We detailed two intentions for directed graph build systems above, using a contrived application. Here is one more:

  • I now want to change TheORMweBothDependOn, because a change to MyTeamsApplication requires me to do that.

In Google, rather than feed into the backlog of the team that maintains TheORMweBothDependOn (which may exist as a part-time committee rather than a team), the developer in question would make the change themselves. Perhaps they had made it in the same commit as the first usage of it for MyTeamsApplication. In the code review cycle (Google practices common code ownership), the approvers for the TheORMweBothDependOn would see all the changes together. The larger change is all accepted or rejected (to be remediated) atomically.

So our developer was working on MyTeamsApplication, which depended on TheORMweBothDependOn (which probably transitively depended on other things). Now that developer is going to change TheORMweBothDependOn and that impacts TheirApplication too. The Blaze related checkout-modifying technology ‘gcheckout’ performs an expansion to bring in TheirApplication to the developer’s checkout. From that moment on, the developer doing update/pull/sync will bring down minute by minute changes to those three modules. For free, the build expands to make sure that the TheORMweBothDependOn changes do not break either of MyTeamsApplication or TheirApplication.

Directory structure and working copy.

If I ran gcheckout with MyTeamsApplication+TheirApplication as the parameter I would get working copy that looked like:

root/
  java/
    BUILD
    com/
      BUILD
      google/
        BUILD
        myteamsapplication/
          BUILD
          MyTeamsApplication.java  // and hundreds of other packages and source files
        theirapplication/
          BUILD
          TheirApplication.java  // and hundreds of other packages and source files
        theormwebothdependon/
          BUILD
          TheORMweBothDependOn.java  // and hundreds of other packages and source files
  java_test/
    BUILD
    com/
      BUILD
      google/
        BUILD
        myteamsapplication/
          BUILD
          MyTeamsApplicationTest.java  // and hundreds of other packages and source files
        theirapplication/
          BUILD
          TheirApplicationTest.java  // and hundreds of other packages and source files
        theormwebothdependon/
          BUILD
          TheORMweBothDependOnTest.java  // and hundreds of other packages and source files

If I ran gcheckout with MyTeamsApplication as the parameter I would get working copy that looked like:

root/
  java/
    BUILD
    com/
      BUILD
      google/
        BUILD
        myteamsapplication/
          BUILD
          MyTeamsApplication.java  // and hundreds of other packages and source files
        theormwebothdependon/
          BUILD
          TheORMweBothDependOn.java  // and hundreds of other packages and source files
  java_test/
    BUILD
    com/
      BUILD
      google/
        BUILD
        myteamsapplication/
          BUILD
          MyTeamsApplicationTest.java  // and hundreds of other packages and source files
        theormwebothdependon/
          BUILD
          TheORMweBothDependOnTest.java  // and hundreds of other packages and source files

If I ran gcheckout with TheORMweBothDependOn as the parameter I would get working copy that looked like:

root/
  java/
    BUILD
    com/
      BUILD
      google/
        BUILD
        theormwebothdependon/
          BUILD
          TheORMweBothDependOn.java  // and hundreds of other packages and source files
  java_test/
    BUILD
    com/
      BUILD
      google/
        BUILD
        theormwebothdependon/
          BUILD
          TheORMweBothDependOnTest.java  // and hundreds of other packages and source files

You can keep rerunning the gcheckout to expand or contract your working copy to meet your current goals.

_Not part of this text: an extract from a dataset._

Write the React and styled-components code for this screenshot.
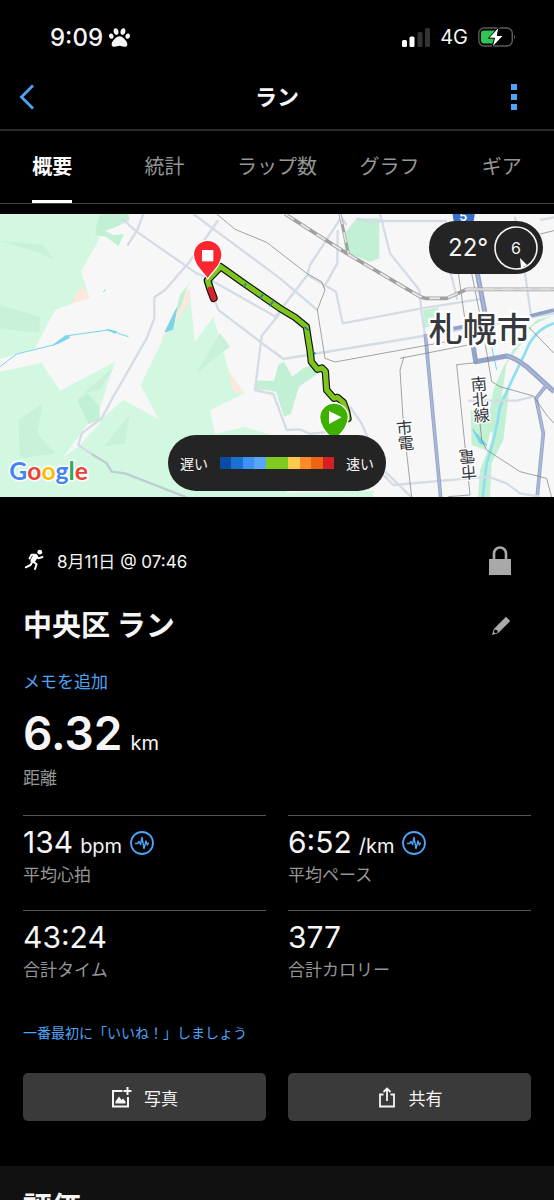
import React, { useState } from "react"
import styled, { createGlobalStyle } from "styled-components"
import { FaPaw } from "react-icons/fa"

const GlobalStyles = createGlobalStyle`
  * {
    box-sizing: border-box;
  }
  body {
    margin: 0;
    background: #000;
    color: #f5f5f5;
    font-family: Inter, "Noto Sans CJK JP", sans-serif;
  }
  button {
    padding: 0;
    border: 0;
    background: none;
    color: inherit;
    font: inherit;
    cursor: pointer;
  }
  svg {
    display: block;
  }
`

const AppStyles = styled.div`
  height: 100vh;
  overflow: hidden;
`

const StatusBar = styled.div`
  display: flex;
  align-items: center;
  justify-content: space-between;
  height: 64px;
  padding: 10px 38px 0 50px;
`

const StatusGroup = styled.div`
  display: flex;
  align-items: center;
  gap: ${props => props.$gap}px;
`

const Clock = styled.span`
  font-size: 24px;
  font-weight: 500;
`

const Network = styled.span`
  font-size: 20px;
`

const NavBar = styled.header`
  display: grid;
  grid-template-columns: 48px 1fr 48px;
  align-items: center;
  height: 67px;
  padding: 0 16px;
  border-bottom: 2px solid #2c2c2c;

  h1 {
    margin: 0;
    font-size: 22px;
    line-height: 32px;
    font-weight: 700;
    text-align: center;
  }
`

const NavButton = styled.button`
  display: flex;
  justify-content: ${props => (props.$end ? "flex-end" : "flex-start")};
  color: #4fa3f7;
`

const Tabs = styled.nav`
  display: grid;
  grid-template-columns: repeat(5, 1fr);
  justify-items: center;
  height: 73px;
  margin: 0 -4px;
  border-bottom: 1px solid #444;
`

const Tab = styled.button`
  height: 72px;
  border-bottom: 3px solid ${props => (props.$active ? "#fff" : "transparent")};
  color: ${props => (props.$active ? "#fff" : "#969696")};
  font-size: 20px;
  font-weight: ${props => (props.$active ? 700 : 400)};
  white-space: nowrap;
`

const MapStyles = styled.section`
  position: relative;
  height: 283px;
  margin-top: 10px;
  overflow: hidden;

  .map {
    width: 100%;
    height: 100%;
  }
`

const Weather = styled.div`
  position: absolute;
  top: 7px;
  right: 11px;
  display: flex;
  align-items: center;
  justify-content: space-between;
  width: 114px;
  height: 53px;
  padding: 0 5px 0 19px;
  border-radius: 27px;
  background: #242424;
  font-size: 24px;
`

const Legend = styled.div`
  position: absolute;
  bottom: 6px;
  left: 50%;
  display: flex;
  align-items: center;
  justify-content: space-between;
  width: 218px;
  height: 56px;
  padding: 0 12px;
  border-radius: 28px;
  background: #242424;
  font-size: 14px;
  transform: translateX(-50%);
`

const Scale = styled.div`
  display: grid;
  grid-template-columns: repeat(10, 1fr);
  width: 114px;
  height: 12px;
`

const Swatch = styled.span`
  background: ${props => props.$color};
`

const Details = styled.main`
  padding: 43px 23px 45px;
`

const Row = styled.div`
  display: flex;
  align-items: center;
  justify-content: space-between;
  height: ${props => props.$height}px;
  padding-right: 20px;
`

const DateLine = styled.div`
  display: flex;
  align-items: center;
  gap: 12px;
  font-size: 17px;
`

const Title = styled.h2`
  margin: 0;
  font-size: 29px;
  line-height: 40px;
  font-weight: 700;
`

const TextLink = styled.a`
  display: block;
  color: #4fa3f7;
  font-size: ${props => (props.$small ? 14 : 17)}px;
  line-height: 22px;
  text-decoration: none;
`

const Distance = styled.div`
  margin: 12px 0 24px;

  p {
    display: flex;
    align-items: baseline;
    gap: 8px;
    height: 60px;
    margin: 0;
    line-height: 56px;
  }
  strong {
    font-size: 46px;
    font-weight: 600;
  }
  span {
    font-size: 20px;
  }
`

const Label = styled.div`
  color: #969696;
  font-size: 17px;
  line-height: 26px;
`

const StatGrid = styled.div`
  display: grid;
  grid-template-columns: 1fr 1fr;
  column-gap: 22px;
`

const Stat = styled.div`
  height: 95px;
  padding-top: 8px;
  border-top: 1px solid #555;

  .value {
    display: flex;
    align-items: baseline;
    height: 38px;
    font-size: 30px;
    line-height: 36px;
  }
  .unit {
    margin-left: 7px;
    font-size: 20px;
  }
  svg {
    align-self: center;
    margin-left: 8px;
  }
`

const Social = styled.div`
  margin-top: 17px;
`

const Actions = styled.div`
  display: grid;
  grid-template-columns: 1fr 1fr;
  gap: 22px;
  margin-top: 29px;
`

const ActionButton = styled.button`
  display: flex;
  align-items: center;
  justify-content: center;
  gap: 12px;
  height: 48px;
  border-radius: 5px;
  background: #3a3a3a;
  font-size: 17px;
`

const Rating = styled.section`
  padding: 22px 23px;
  background: #111;
`

const tabs = ["概要", "統計", "ラップ数", "グラフ", "ギア"]

const paceColors = [
  "#084ca5",
  "#1b72d2",
  "#3c93f5",
  "#58a5fb",
  "#80cb20",
  "#80cb20",
  "#fecb4c",
  "#fd8b28",
  "#ed6513",
  "#d91f26",
]

const stats = [
  { value: "134", unit: "bpm", label: "平均心拍", graph: true },
  { value: "6:52", unit: "/km", label: "平均ペース", graph: true },
  { value: "43:24", label: "合計タイム" },
  { value: "377", label: "合計カロリー" },
]

const SignalIcon = () => (
  <svg width="28" height="19" viewBox="0 0 28 19" fill="#fff">
    <rect x="0" y="12" width="5" height="7" rx="1.5" />
    <rect x="7.5" y="8.5" width="5" height="10.5" rx="1.5" />
    <rect x="15.5" y="4" width="5" height="15" rx="1.5" fill="#333" />
    <rect x="23" y="0" width="5" height="19" rx="1.5" fill="#333" />
  </svg>
)

const BatteryIcon = () => (
  <svg width="38" height="22" viewBox="0 0 38 22">
    <rect x="0.8" y="2" width="33.5" height="18" rx="5.5" fill="none" stroke="#5c5c5c" strokeWidth="1.4" />
    <path d="M6 4.500h12v13H6a3 3 0 0 1-3-3V7.500a3 3 0 0 1 3-3z" fill="#30c655" />
    <path d="M36 8.500q2 2.500 0 5z" fill="#5c5c5c" />
    <path d="M21 0.800L10.500 12.200h6L14 21.500L25.500 9.500h-6.200z" fill="#fff" stroke="#000" strokeWidth="1" />
  </svg>
)

const RunnerIcon = () => (
  <svg width="22" height="22" viewBox="0 0 22 22" fill="none" stroke="#fff" strokeWidth="2" strokeLinecap="round" strokeLinejoin="round">
    <circle cx="16.800" cy="3.200" r="2.400" fill="#fff" stroke="none" />
    <path d="M6.500 9.500L8.500 5.800L12.500 5.800L15.300 9.300L19.500 8" strokeWidth="1.900" />
    <path d="M12.300 7.500L10 11.500" strokeWidth="5" />
    <path d="M9.500 12.500L7.500 16L2.800 18.300" />
    <path d="M10 12.500L13.600 15.300L12 20" />
  </svg>
)

const LockIcon = () => (
  <svg width="22" height="29" viewBox="0 0 22 29">
    <path d="M5 14V7.500a6 6 0 0 1 12 0V14" fill="none" stroke="#a9a9a9" strokeWidth="2.600" />
    <rect y="13" width="22" height="16" fill="#a9a9a9" />
  </svg>
)

const PencilIcon = () => (
  <svg width="20" height="20" viewBox="0 0 20 20" fill="#a9a9a9">
    <path d="M15 0.800L19.200 5L7 17.200L1 19L2.800 13z" />
    <path d="M3.600 13.600L6.400 14.200L6.800 16.400L4.200 17.200L2.900 15.900z" fill="#000" />
  </svg>
)

const GraphIcon = () => (
  <svg width="24" height="24" viewBox="0 0 24 24" fill="none" stroke="#4fa3f7" strokeLinejoin="round" strokeLinecap="round">
    <circle cx="12" cy="12" r="11" strokeWidth="1.800" />
    <path d="M5.500 12.500h2l1.500-2 1.500 3L12 6.500l2 11 2-7.500 1.300 4 1.200-2" strokeWidth="1.400" />
  </svg>
)

const PhotoIcon = () => (
  <svg width="21" height="21" viewBox="0 0 21 21" fill="none" stroke="#f5f5f5" strokeWidth="2">
    <path d="M11.500 4H2V19.500H17V10" />
    <path d="M16.500 0V8M12.500 4H20.500" />
    <path d="M4.500 16.500V14.500L8 9.500L10.500 13L12 11.500L14.500 14.500V16.500z" fill="#f5f5f5" stroke="none" />
  </svg>
)

const ShareIcon = () => (
  <svg width="20" height="21" viewBox="0 0 20 21" fill="none" stroke="#f5f5f5" strokeWidth="1.800">
    <path d="M6.500 7.500H3V19.500H17V7.500H13.500" />
    <path d="M10 14V2M6.500 5L10 1.500L13.500 5" />
  </svg>
)

const routePath =
  "M626 208L662 170L735 222L840 295L885 322L919 350L925 390L930 420L934 455L952 478L966 474L976 484L980 540L1002 565L1012 562L1030 577L1040 605L1044 626"

// 1662 x 849 drawing units, three to a pixel at phone width
const RouteMap = () => (
  <svg className="map" viewBox="0 12 1662 849" preserveAspectRatio="xMidYMid slice" role="img" aria-label="ルート">
    <rect y="12" width="1662" height="850" fill="#f7f7f8" />

    <g fill="#d2f8e1">
      <path d="M0 12H300L285 75L300 82L243 185L268 262L165 300L105 415L0 447z" />
      <path d="M0 485L125 458L180 542L345 455L296 605L300 630L370 570L475 627L422 525L490 385L545 290L568 235L585 395L640 320L690 495L735 550L630 600L645 672L735 650L860 690L860 848L1120 842V862H0z" />
    </g>
    <path d="M300 590L190 742L235 710L300 640z" fill="#f7f7f8" />
    <g fill="#fce9dc">
      <path d="M243 226L272 264L215 280z" />
      <path d="M566 235L568 280L480 398L530 290z" />
      <path d="M684 480L700 545L735 550z" />
    </g>
    <g fill="#c2f0d4">
      <path d="M300 12H385L388 30L350 50L315 62L340 76L372 72L355 108L318 80L285 76L290 45z" />
      <path d="M232 570L262 548L298 590L300 630L265 642z" />
      <path d="M575 210L540 255L525 315L545 285L560 235z" />
      <path d="M765 512H822L835 465L852 455L877 500L910 475L935 465L955 490L897 530L872 612L852 620L828 545L800 540L765 538z" />
      <path d="M1070 25H1138V145L1110 156L1035 125L1030 75z" />
      <path d="M1270 300L1315 292L1320 340L1270 355z" />
      <path d="M1662 315L1600 345L1565 400L1520 460L1505 560L1482 670L1460 660L1480 540L1510 470L1565 375L1610 330z" />
      <path d="M1412 600L1482 615L1458 720L1415 705z" />
      <path d="M1482 600L1530 520L1510 690L1475 760L1470 862H1434L1440 780L1475 690z" />
    </g>
    <g fill="#c9f0d8">
      <path d="M0 92L130 105L163 150L120 130z" />
      <path d="M0 285L120 320L118 368L0 357z" />
      <path d="M55 630L128 580L112 670L165 730L60 745z" />
      <path d="M590 490L660 370L690 410L650 440z" />
      <path d="M310 710L388 615L375 700z" />
      <path d="M342 470L250 550L300 540z" />
    </g>

    <g fill="none" stroke="#78d5e8" strokeWidth="3">
      <path d="M0 470L50 432L160 405L195 378L325 360L385 380" />
      <path d="M160 405L200 378L210 382L175 400zM320 358L350 365L345 370z" fill="#78d5e8" />
      <path d="M530 295L495 366L518 358z" fill="#78d5e8" />
      <path d="M310 246L316 238" />
      <path d="M1662 340Q1600 360 1575 430Q1540 500 1500 590Q1485 690 1460 760L1448 862" stroke="#8edff0" strokeWidth="8" />
      <path d="M1418 658L1460 705L1440 700z" fill="#78d5e8" />
      <path d="M1475 410L1490 480" />
    </g>

    <g fill="none" stroke="#d5dce5" strokeWidth="7" strokeLinejoin="round">
      <path d="M365 25L410 65L590 190L615 200L830 322" />
      <path d="M430 12L412 60L382 107" />
      <path d="M580 12L840 205L952 300" />
      <path d="M655 30L565 160L495 240L463 262V325L440 385L340 560L305 625L245 670L235 705L275 732" />
      <path d="M275 732L320 760L335 785L375 790L560 862" stroke="#c0cbd6" />
      <path d="M640 260L655 300L840 440" />
      <path d="M840 310L785 378L765 540L820 552L860 660L900 658L930 672L990 665" />
      <path d="M1025 20L930 165L922 195L822 325" />
      <path d="M1040 45L1018 12" />
      <path d="M1013 60L1012 160L970 235" />
      <path d="M922 195L1008 245L1028 340L1265 295L1455 265" />
      <path d="M1140 12L1170 130L1258 240L1265 310L1276 380" />
      <path d="M1070 25L1100 33H1340" />
      <path d="M822 425L850 447L1270 378L1662 310" />
      <path d="M1350 180L1372 270M1545 20L1575 190L1592 310M1620 30L1662 22" />
      <path d="M1050 590L1085 640L1140 770L1235 862" />
      <path d="M1140 785L1180 825L1465 800L1520 820L1560 850L1620 860" />
      <path d="M1405 572H1550L1600 560" />
    </g>

    <g fill="none" stroke="#93a3c8" strokeWidth="11" strokeLinejoin="round">
      <path d="M1276 372L1322 862" />
      <path d="M1432 190L1460 335M1420 410L1427 455L1520 438Q1540 440 1580 470L1662 545" strokeWidth="15" />
      <path d="M1360 356L1390 350M1590 318L1662 300" />
      <path d="M1640 525L1608 565L1630 670L1612 855" />
    </g>
    <g fill="none" stroke="#aab7d6" strokeWidth="6">
      <path d="M1276 372L1322 862M1432 190L1460 335M1520 438Q1540 440 1580 470L1662 545M1640 525L1608 565L1630 670L1612 855" />
    </g>

    <g fill="none" stroke="#777" strokeWidth="2">
      <path d="M650 12L705 58L800 97L920 190L965 215L975 240L952 300L975 445L1005 456L1340 395M1200 445L1420 402" />
      <path d="M1212 440L1200 480L1210 640L1235 862" />
      <path d="M1430 458L1370 464L1410 855L1345 860" />
      <path d="M1375 190L1395 330M1415 190L1445 340L1475 515L1500 530L1600 558L1640 615L1662 640" />
      <path d="M1440 640L1445 690L1460 720L1560 785L1640 805L1655 862" />
      <path d="M1580 345L1662 430M1620 72L1662 62" />
    </g>

    <g fill="none" strokeLinejoin="round">
      <path d="M855 12L1040 130L1260 260L1275 265H1340L1400 238H1662" stroke="#a0a0a0" strokeWidth="11" />
      <path d="M1020 12L1045 130" stroke="#a0a0a0" strokeWidth="9" />
      <path d="M855 12L1040 130L1260 260L1275 265H1340L1400 238H1662" stroke="#e6e6e6" strokeWidth="6" strokeDasharray="32 24" />
      <path d="M1020 12L1045 130" stroke="#e6e6e6" strokeWidth="5" strokeDasharray="32 24" />
      <path d="M1400 238H1662" stroke="#dcdcdc" strokeWidth="7" />
    </g>

    <g textAnchor="middle" fontFamily='"Noto Sans CJK JP", sans-serif' fill="#36393d" stroke="#fff" paintOrder="stroke" strokeLinejoin="round">
      <text x="1439" y="395" fontSize="102" fontWeight="500" strokeWidth="14">札幌市</text>
      <g fontSize="49" strokeWidth="8">
        <text transform="translate(1215 671) rotate(-5)">
          <tspan x="0">市</tspan>
          <tspan x="0" dy="47">電</tspan>
        </text>
        <text transform="translate(1438 540) rotate(-5)">
          <tspan x="0">南</tspan>
          <tspan x="0" dy="47">北</tspan>
          <tspan x="0" dy="47">線</tspan>
        </text>
        <text transform="translate(1404 768) rotate(175)">
          <tspan x="0">市</tspan>
          <tspan x="0" dy="47">電</tspan>
        </text>
      </g>
    </g>

    <path d="M1358 12H1424Q1422 40 1412 56H1370Q1360 40 1358 12z" fill="#356fc9" />
    <text x="1390" y="34" textAnchor="middle" fontSize="38" fontWeight="600" fill="#fff">5</text>

    <g fill="none" strokeLinejoin="round" strokeLinecap="round">
      <path d={routePath} stroke="#111" strokeWidth="22" />
      <path d="M623 212L630 235L641 264" stroke="#111" strokeWidth="24" />
      <path d={routePath} stroke="#7ec61e" strokeWidth="15" />
      <path d="M623 212L630 235" stroke="#7ec61e" strokeWidth="16" />
      <path d="M631 238L641 264" stroke="#d8232a" strokeWidth="17" />
      <path d="M737 222L732 230M788 254L781 264M818 276L810 287M915 352L925 360M940 426L945 430" stroke="#287f8c" strokeWidth="5" />
    </g>

    <g stroke="#fff" strokeWidth="4">
      <path d="M623 207C609 186 580 164 580 134A43 43 0 0 1 666 134C666 164 637 186 623 207z" fill="#fc2630" />
      <path d="M1002 696C988 675 959 653 959 622A43 43 0 0 1 1045 622C1045 653 1016 675 1002 696z" fill="#3eb000" />
    </g>
    <rect x="606" y="120" width="34" height="34" fill="#fff" />
    <path d="M987 603L1025 622L987 642z" fill="#fff" />

    <text x="28" y="811" fontFamily="Lato, sans-serif" fontSize="74" fontWeight="700" stroke="#fff" strokeWidth="9" paintOrder="stroke">
      <tspan fill="#4285f4">G</tspan>
      <tspan fill="#ea4335">o</tspan>
      <tspan fill="#fbbc05">o</tspan>
      <tspan fill="#4285f4">g</tspan>
      <tspan fill="#34a853">l</tspan>
      <tspan fill="#ea4335">e</tspan>
    </text>
  </svg>
)

export default function App() {
  const [activeTab, setActiveTab] = useState("概要")

  return (
    <AppStyles>
      <GlobalStyles />
      <StatusBar>
        <StatusGroup $gap={6}>
          <Clock>9:09</Clock>
          <FaPaw size={21} />
        </StatusGroup>
        <StatusGroup $gap={10}>
          <SignalIcon />
          <Network>4G</Network>
          <BatteryIcon />
        </StatusGroup>
      </StatusBar>

      <NavBar>
        <NavButton aria-label="戻る">
          <svg width="22" height="28" viewBox="0 0 22 28" fill="none" stroke="currentColor" strokeWidth="2.800">
            <path d="M17 2.500L5.500 14L17 25.500" />
          </svg>
        </NavButton>
        <h1>ラン</h1>
        <NavButton $end aria-label="メニュー">
          <svg width="30" height="28" viewBox="0 0 30 28" fill="currentColor">
            <path d="M3 1h6v6H3zM3 11h6v6H3zM3 21h6v6H3z" />
          </svg>
        </NavButton>
      </NavBar>

      <Tabs>
        {tabs.map(tab => (
          <Tab key={tab} $active={tab === activeTab} onClick={() => setActiveTab(tab)}>
            {tab}
          </Tab>
        ))}
      </Tabs>

      <MapStyles>
        <RouteMap />
        <Weather>
          <span>22°</span>
          <svg width="44" height="44" viewBox="0 0 44 44">
            <circle cx="22" cy="22" r="21" fill="none" stroke="#f5f5f5" strokeWidth="1.600" />
            <path d="M26 32L33 39L27 42z" fill="#fff" />
            <text x="22" y="28" textAnchor="middle" fontSize="16" fill="#f5f5f5">6</text>
          </svg>
        </Weather>
        <Legend>
          <span>遅い</span>
          <Scale>
            {paceColors.map((color, i) => (
              <Swatch key={i} $color={color} />
            ))}
          </Scale>
          <span>速い</span>
        </Legend>
      </MapStyles>

      <Details>
        <Row $height={40}>
          <DateLine>
            <RunnerIcon />
            <span>8月11日 @ 07:46</span>
          </DateLine>
          <LockIcon />
        </Row>
        <Row $height={91}>
          <Title>中央区 ラン</Title>
          <button aria-label="編集">
            <PencilIcon />
          </button>
        </Row>
        <TextLink href="#memo">メモを追加</TextLink>

        <Distance>
          <p>
            <strong>6.32</strong>
            <span>km</span>
          </p>
          <Label>距離</Label>
        </Distance>

        <StatGrid>
          {stats.map(stat => (
            <Stat key={stat.label}>
              <div className="value">
                {stat.value}
                {stat.unit && <span className="unit">{stat.unit}</span>}
                {stat.graph && <GraphIcon />}
              </div>
              <Label>{stat.label}</Label>
            </Stat>
          ))}
        </StatGrid>

        <Social>
          <TextLink $small href="#like">一番最初に「いいね！」しましょう</TextLink>
        </Social>

        <Actions>
          <ActionButton>
            <PhotoIcon />
            写真
          </ActionButton>
          <ActionButton>
            <ShareIcon />
            共有
          </ActionButton>
        </Actions>
      </Details>

      <Rating>
        <Title>評価</Title>
      </Rating>
    </AppStyles>
  )
}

Contrived example of use #2

We used ‘change the wheel on a car’, on the Branch By Abstraction page for its contrived example. It will serve us again here. The wheel is what we want to change. The other team using ‘Wheel(s)’ is making a Segway thing (two wheels and self-balancing via high-torque and very responsive motors). Here’s the procedure:

The starting position is two teams working separately, using ‘Wheel’ (4 for cars, 2 for Segways). Without any commits happening the engineer changing ‘Wheel’ for everyone, runs gcheckout (or its equivalent) to modify the source in the IDE to the union of Car and Segway (and in-house dependencies). That is marked as step 0. Let us say the change is quick/easy this time (not requiring Branch By Abstraction) step 1 shows the single commit that changes the wheel implementation for everyone. After the commit/push, running again shows the application focused team checkout - either ‘Car’ or ‘Segway’.

Git’s Sparse checkouts

Git has a ‘sparse checkout’ capability, which exactly facilitates this sort of thing. Subversion and Mercurial do too.
Perforce has a ‘client spec’ capability that is more or less the same. A team wanting to have their own gcheckout equivalent would have some scripting around sparse checkouts (or equivalent).

Using Git this way today

If you’re willing to go a ‘split history’ maneuver on your monorepo once or twice a year, Git can do the expandable and contractible monorepo setup today.

Perforce’s client-specs

Perforce has a ‘client spec’ (alternatively ‘view’) that is accessed via the client command or UI. Amongst other things, it allows a checkout to be a subset of the directories/files available within the branch. A list of globbed includes and excludes is the format. You would script this (as Google did until 2012) to have a directed graph driven expandable/contractible checkout.

PlasticSCM’s cloaked.conf

As Perforce, but via ‘cloaked.conf’ file.

Subversion’s sparse-checkouts

Subversion has a ‘sparse checkout’ capability. You do a series of checkout operations at various directory levels in order to create the mapping, so is less atomic or centrally configured than the others. They have made also made a ‘viewspec’ script to allow the reshaping of the working copy to happen in a more declarative way.